------ Stored data ------
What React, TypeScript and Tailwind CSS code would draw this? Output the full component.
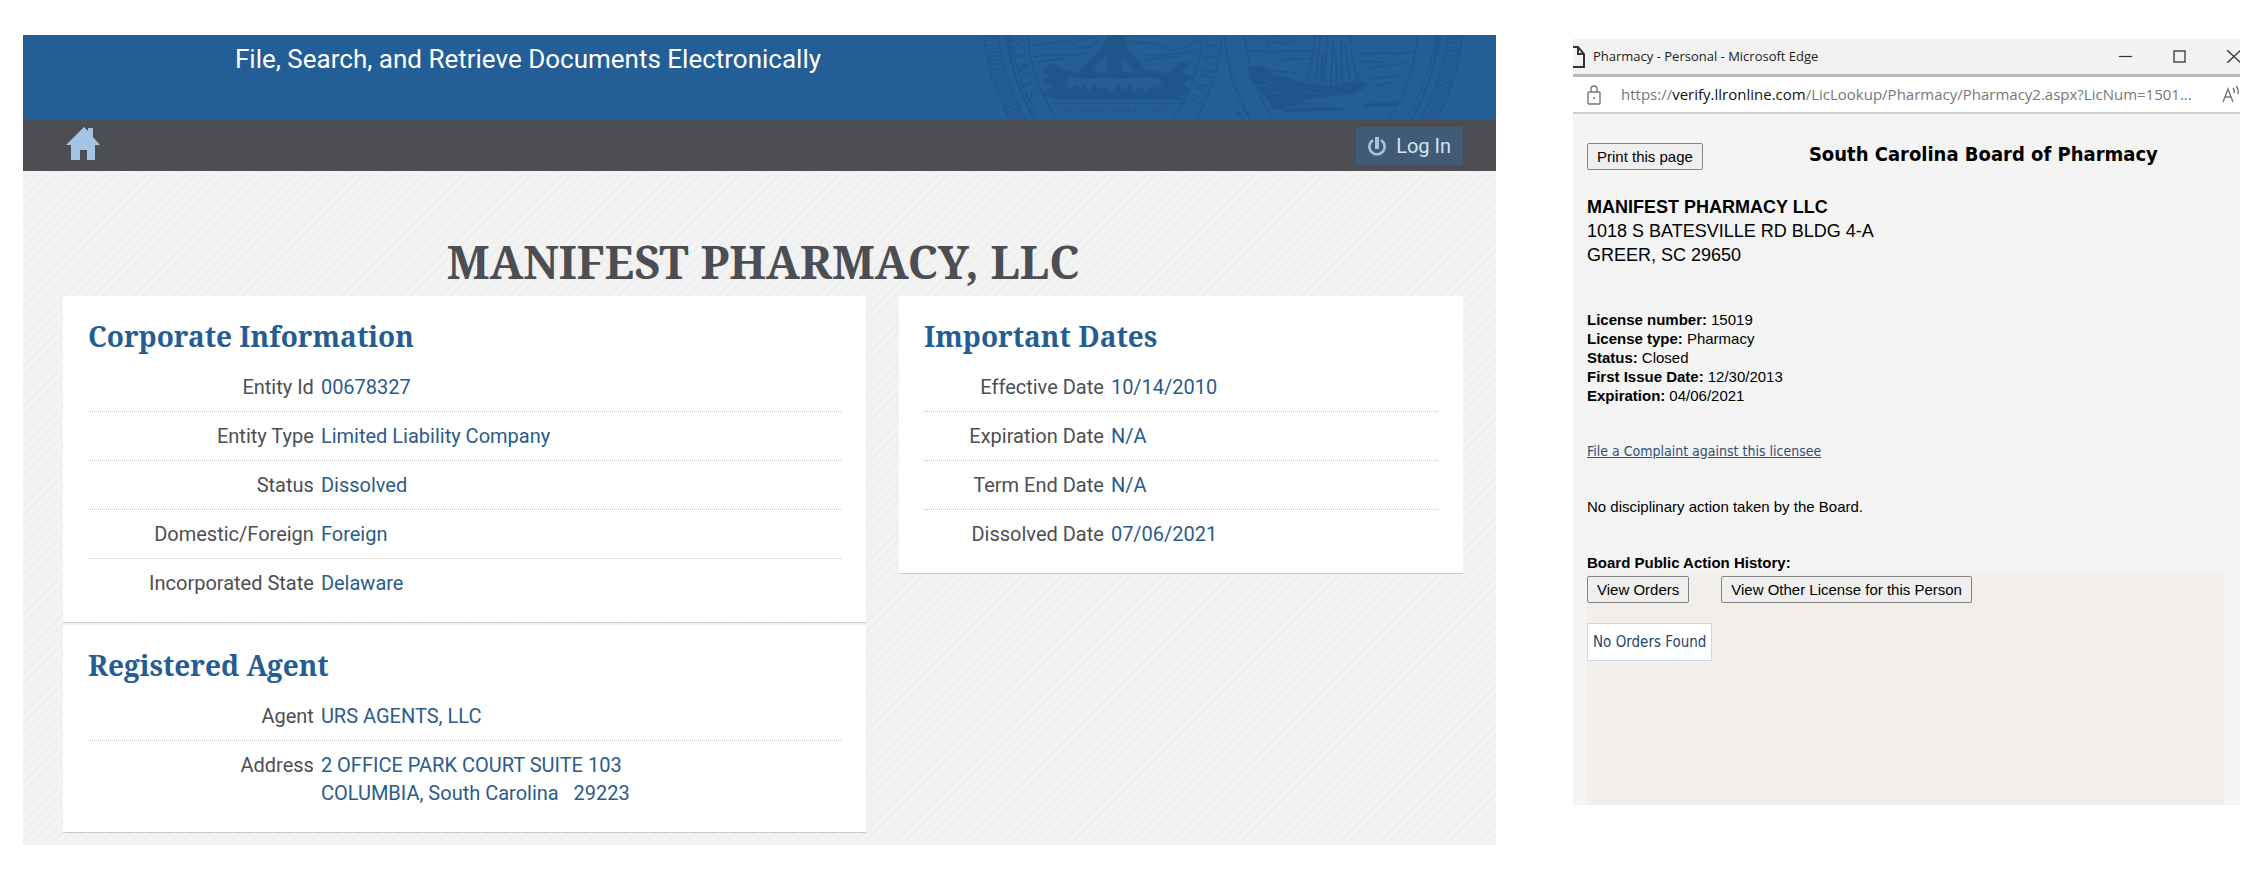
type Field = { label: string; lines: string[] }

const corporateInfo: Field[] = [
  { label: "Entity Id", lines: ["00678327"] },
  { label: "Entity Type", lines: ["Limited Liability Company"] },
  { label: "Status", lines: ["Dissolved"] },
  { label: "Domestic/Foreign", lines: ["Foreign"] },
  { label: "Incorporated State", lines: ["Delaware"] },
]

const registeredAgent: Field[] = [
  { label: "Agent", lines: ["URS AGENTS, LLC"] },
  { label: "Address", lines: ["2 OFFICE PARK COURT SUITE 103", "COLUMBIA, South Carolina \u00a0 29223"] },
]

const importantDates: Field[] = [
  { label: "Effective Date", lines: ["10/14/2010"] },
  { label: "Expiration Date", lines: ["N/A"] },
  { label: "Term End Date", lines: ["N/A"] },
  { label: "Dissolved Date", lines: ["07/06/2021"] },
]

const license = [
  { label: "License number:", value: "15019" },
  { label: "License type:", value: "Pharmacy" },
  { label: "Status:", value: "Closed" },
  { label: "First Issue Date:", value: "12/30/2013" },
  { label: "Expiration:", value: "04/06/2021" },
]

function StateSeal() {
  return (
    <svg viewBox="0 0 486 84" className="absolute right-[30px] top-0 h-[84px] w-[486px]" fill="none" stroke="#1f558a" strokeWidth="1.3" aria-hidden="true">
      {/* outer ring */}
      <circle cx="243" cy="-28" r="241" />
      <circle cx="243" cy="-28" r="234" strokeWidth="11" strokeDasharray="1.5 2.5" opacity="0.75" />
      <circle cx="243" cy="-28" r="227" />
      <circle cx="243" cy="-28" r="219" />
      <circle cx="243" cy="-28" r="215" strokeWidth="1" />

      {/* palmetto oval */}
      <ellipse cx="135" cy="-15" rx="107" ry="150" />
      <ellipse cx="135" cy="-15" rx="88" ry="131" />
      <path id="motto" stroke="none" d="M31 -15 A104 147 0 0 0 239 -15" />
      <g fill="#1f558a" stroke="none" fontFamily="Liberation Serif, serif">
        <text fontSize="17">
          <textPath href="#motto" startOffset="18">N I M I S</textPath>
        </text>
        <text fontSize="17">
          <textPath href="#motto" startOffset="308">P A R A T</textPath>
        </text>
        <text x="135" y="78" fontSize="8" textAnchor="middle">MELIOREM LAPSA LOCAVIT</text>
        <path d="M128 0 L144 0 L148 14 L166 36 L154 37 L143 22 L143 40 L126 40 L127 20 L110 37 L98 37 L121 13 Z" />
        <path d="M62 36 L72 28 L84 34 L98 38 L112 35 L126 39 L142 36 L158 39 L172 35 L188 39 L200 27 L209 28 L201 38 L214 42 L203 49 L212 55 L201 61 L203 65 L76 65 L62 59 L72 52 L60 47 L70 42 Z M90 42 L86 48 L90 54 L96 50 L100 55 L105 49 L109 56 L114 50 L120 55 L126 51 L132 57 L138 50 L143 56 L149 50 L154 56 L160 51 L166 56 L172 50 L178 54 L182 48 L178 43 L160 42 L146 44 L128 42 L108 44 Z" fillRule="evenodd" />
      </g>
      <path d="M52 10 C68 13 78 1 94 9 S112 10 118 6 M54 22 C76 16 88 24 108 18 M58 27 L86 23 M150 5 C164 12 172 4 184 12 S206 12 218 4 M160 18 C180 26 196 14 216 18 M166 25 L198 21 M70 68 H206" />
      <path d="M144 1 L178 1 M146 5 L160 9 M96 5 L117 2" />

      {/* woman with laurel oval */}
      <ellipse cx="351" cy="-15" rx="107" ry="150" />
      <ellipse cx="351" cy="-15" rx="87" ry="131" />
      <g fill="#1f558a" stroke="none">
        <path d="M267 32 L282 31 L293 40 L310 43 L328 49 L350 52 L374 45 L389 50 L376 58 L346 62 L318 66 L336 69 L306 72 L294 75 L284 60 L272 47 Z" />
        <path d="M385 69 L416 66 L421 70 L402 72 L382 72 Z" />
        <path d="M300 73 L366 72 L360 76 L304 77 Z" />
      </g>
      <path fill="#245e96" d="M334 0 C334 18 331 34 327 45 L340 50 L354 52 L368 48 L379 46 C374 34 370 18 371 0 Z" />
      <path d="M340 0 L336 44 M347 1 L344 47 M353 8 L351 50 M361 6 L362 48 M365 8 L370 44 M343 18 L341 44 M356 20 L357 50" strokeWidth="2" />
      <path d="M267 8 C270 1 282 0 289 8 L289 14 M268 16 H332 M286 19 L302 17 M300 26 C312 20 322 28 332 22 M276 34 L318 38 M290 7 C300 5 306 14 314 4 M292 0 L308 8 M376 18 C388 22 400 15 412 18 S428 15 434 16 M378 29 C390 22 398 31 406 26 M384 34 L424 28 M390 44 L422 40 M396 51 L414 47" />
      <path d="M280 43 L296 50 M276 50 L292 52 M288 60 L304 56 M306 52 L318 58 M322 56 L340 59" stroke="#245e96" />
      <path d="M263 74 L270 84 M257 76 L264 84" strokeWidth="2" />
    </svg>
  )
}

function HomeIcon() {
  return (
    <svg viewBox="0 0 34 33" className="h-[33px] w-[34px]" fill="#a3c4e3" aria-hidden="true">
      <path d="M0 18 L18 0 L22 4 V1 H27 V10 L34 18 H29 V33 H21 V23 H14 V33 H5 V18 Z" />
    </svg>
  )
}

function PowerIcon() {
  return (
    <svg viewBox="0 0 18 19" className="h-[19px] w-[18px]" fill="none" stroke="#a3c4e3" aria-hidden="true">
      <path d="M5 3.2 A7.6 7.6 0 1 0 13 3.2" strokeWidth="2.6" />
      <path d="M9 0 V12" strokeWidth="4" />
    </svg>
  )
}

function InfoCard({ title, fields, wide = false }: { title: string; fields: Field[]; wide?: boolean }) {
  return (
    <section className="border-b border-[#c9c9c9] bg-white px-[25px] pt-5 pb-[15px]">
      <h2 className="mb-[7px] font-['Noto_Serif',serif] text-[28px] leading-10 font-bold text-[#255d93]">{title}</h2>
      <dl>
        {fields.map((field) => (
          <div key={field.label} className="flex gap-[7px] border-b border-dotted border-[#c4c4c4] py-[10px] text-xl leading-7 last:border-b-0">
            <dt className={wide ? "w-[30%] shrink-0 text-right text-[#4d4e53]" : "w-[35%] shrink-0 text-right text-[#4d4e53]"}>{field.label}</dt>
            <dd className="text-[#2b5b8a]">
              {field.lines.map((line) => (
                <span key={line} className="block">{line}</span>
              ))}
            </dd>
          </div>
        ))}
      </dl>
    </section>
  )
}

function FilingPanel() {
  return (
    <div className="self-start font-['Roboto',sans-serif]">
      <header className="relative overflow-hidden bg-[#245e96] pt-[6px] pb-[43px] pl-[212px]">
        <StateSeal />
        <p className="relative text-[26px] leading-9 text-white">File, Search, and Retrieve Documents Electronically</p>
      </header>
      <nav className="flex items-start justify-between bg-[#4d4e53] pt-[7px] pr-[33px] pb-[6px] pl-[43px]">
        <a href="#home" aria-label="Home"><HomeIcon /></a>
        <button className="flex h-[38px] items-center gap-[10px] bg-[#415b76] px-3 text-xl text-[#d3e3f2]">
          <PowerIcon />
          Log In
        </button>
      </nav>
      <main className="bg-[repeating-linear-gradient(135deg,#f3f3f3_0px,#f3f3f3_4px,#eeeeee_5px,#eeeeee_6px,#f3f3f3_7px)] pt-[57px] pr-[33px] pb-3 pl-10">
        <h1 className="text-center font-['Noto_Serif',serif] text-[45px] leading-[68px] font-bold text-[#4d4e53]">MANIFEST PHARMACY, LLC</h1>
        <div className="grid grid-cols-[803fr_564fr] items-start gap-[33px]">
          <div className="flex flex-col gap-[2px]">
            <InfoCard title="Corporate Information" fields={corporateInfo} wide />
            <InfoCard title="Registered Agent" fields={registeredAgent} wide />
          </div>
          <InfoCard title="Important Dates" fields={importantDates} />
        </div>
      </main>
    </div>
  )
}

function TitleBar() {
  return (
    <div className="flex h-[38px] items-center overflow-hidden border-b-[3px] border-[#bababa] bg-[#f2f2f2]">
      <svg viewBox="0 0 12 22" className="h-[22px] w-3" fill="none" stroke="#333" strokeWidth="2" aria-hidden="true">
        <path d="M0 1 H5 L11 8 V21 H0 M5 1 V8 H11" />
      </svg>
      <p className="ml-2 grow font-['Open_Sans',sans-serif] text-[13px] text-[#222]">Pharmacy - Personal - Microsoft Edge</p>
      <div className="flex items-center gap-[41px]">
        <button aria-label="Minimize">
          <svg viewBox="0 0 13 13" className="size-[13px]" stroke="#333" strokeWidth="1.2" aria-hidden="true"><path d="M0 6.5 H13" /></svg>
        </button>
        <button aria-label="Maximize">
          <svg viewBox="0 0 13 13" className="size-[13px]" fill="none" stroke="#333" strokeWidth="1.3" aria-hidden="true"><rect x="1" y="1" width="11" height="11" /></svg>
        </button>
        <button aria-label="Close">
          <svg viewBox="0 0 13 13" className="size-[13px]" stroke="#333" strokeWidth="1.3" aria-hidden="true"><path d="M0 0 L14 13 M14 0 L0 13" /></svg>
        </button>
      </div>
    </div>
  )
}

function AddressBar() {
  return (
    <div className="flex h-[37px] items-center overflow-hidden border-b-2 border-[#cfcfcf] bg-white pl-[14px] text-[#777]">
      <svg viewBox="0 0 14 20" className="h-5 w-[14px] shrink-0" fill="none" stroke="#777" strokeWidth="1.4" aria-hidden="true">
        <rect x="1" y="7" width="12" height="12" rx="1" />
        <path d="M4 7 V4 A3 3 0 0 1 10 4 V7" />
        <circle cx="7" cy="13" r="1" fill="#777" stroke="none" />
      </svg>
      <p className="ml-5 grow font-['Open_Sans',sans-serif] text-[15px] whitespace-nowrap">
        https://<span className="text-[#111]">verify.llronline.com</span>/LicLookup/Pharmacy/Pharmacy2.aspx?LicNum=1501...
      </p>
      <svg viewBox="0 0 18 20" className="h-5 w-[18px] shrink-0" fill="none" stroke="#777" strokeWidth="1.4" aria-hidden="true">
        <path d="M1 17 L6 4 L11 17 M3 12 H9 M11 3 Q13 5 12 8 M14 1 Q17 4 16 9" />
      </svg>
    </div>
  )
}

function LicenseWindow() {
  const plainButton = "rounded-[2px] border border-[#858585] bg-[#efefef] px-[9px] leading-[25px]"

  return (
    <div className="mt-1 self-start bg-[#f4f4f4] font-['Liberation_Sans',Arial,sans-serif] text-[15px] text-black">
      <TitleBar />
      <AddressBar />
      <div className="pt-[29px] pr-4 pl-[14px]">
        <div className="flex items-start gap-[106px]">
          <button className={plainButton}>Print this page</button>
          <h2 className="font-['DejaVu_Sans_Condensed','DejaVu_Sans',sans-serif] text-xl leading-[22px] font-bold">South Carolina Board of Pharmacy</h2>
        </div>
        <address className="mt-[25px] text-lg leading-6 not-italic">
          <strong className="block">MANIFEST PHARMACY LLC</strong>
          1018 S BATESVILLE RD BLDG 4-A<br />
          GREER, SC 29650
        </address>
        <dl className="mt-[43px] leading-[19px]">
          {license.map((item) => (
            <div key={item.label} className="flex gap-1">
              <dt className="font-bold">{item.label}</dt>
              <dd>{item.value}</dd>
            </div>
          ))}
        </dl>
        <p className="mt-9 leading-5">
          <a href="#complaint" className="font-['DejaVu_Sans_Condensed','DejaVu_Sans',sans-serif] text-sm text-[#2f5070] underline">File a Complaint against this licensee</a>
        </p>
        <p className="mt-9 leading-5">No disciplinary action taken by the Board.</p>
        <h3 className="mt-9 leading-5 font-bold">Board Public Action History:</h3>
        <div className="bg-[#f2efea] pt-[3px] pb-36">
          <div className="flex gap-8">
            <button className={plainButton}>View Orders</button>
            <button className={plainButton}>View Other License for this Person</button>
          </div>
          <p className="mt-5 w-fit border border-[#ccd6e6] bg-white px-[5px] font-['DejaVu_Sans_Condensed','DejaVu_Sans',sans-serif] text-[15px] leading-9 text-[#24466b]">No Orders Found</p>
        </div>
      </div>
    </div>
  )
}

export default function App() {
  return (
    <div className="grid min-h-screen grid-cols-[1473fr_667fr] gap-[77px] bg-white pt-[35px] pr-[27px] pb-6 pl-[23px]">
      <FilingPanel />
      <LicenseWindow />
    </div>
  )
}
------
Problem to work on →
Return every line above that contains the word "this".

Answer below →
What React, TypeScript and Tailwind CSS code would draw this? Output the full component.
          <button className={plainButton}>Print this page</button>
          <a href="#complaint" className="font-['DejaVu_Sans_Condensed','DejaVu_Sans',sans-serif] text-sm text-[#2f5070] underline">File a Complaint against this licensee</a>
            <button className={plainButton}>View Other License for this Person</button>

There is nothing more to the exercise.